We have the standard use case, where we evaluate an optimisation run via its population individuals and their respective (adapted) fitness values. For this, the above variant sounds good, although an attribute as array, containing a list of (adapted) fitness variations would be handy as well. E.g. optimisation values = ['objective-function', 'adjusted-fitness', 'predicted-value']. Something like additional information might be useful as well, e.g. pareto-classes (@lau_pau) or gof-measures for that given individual, number of violated constraints or generated malus value. @berber, should we make a list?
Then, we have correlation writers. These, however, are somewhat distinct from the actual optimisation and always relate to the entire generation, not just one individual. Maybe, it's worth giving them their own statistics writer instead of only attributes?
I think, we should distinguish between different writers for different situations. A list, such as values = ['objective-function', 'adjusted-fitness', 'predicted-value'] would be possible but would break any seperation of concerns. Currently, I have the feeling, we have to rework the documentation part to make it more flexible and less intrusive as the current structure requires us to calculate everything at the end of a generation. It would easier to allow any component in the calculation process to add information. This is a larger change in the structure and should be moved to the next release, I think.
The middle two were the ones, I was referring to in the above comment with
<Then, we have correlation writers. These, however, are somewhat distinct from the actual optimisation and always relate to the entire generation, not just one individual. Maybe, it's worth giving them their own statistics writer instead of only attributes?>
Testing is surely a good idea, and I think some of them need work because research has evolved since then, so we wouldn't use them like that anymore.
In my opinion, but I may be wrong about that, there are three groups of writers:
focusing on some value on the co-domain side (fitness, objective, adjusted, predicted, pareto-class )
focusing on some value on the domain side (violated constraints of which type, considered amount of malus)
focusing on the entire population on either side (atm: correlated, range-correlated)
No, since the idea was to not repeat logging several times. If you want the search-space values as well, you have to use candidates-per-generation and prediction-per-individual and join the data on the columns target, run, generation, and index. Perhaps, we should revisit this topic for the next version of the "Logging API".
@berber I have done so, see Commit 8d6a4d7f. However, I am wondering whether we should talk about including the non-surrogate specific writers in the general optimisation.dl file as they can also be used when working with benchmarks and not surrogates.
The correlated writer generates the information for the winning individual since the calculation is expensive. We could remove the age from the output as it is not necessary for the use case.

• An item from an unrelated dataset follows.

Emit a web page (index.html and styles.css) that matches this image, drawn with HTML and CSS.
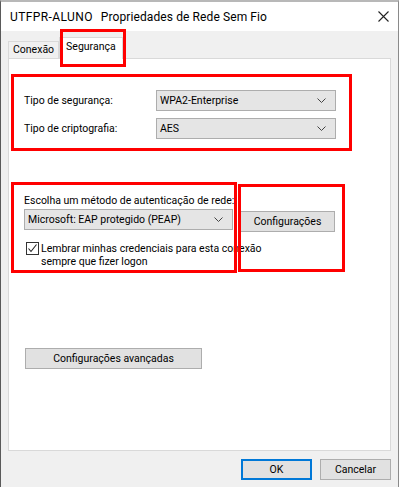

@cplump Can you provide a simple example for range-correlated and constraints?
A more general aspect: Is it possible to make "target" optional? It is only relevant when we're optimising towards different targets, and most cases will almost always optimise towards 0. As you made some search space information optional as well, could that be extended to target?
This is a great idea. Target and run are some kind of external context that we are using to repeat evaluations. I am not sure if there is a short-term way of removing them. Definitely, something for the next release.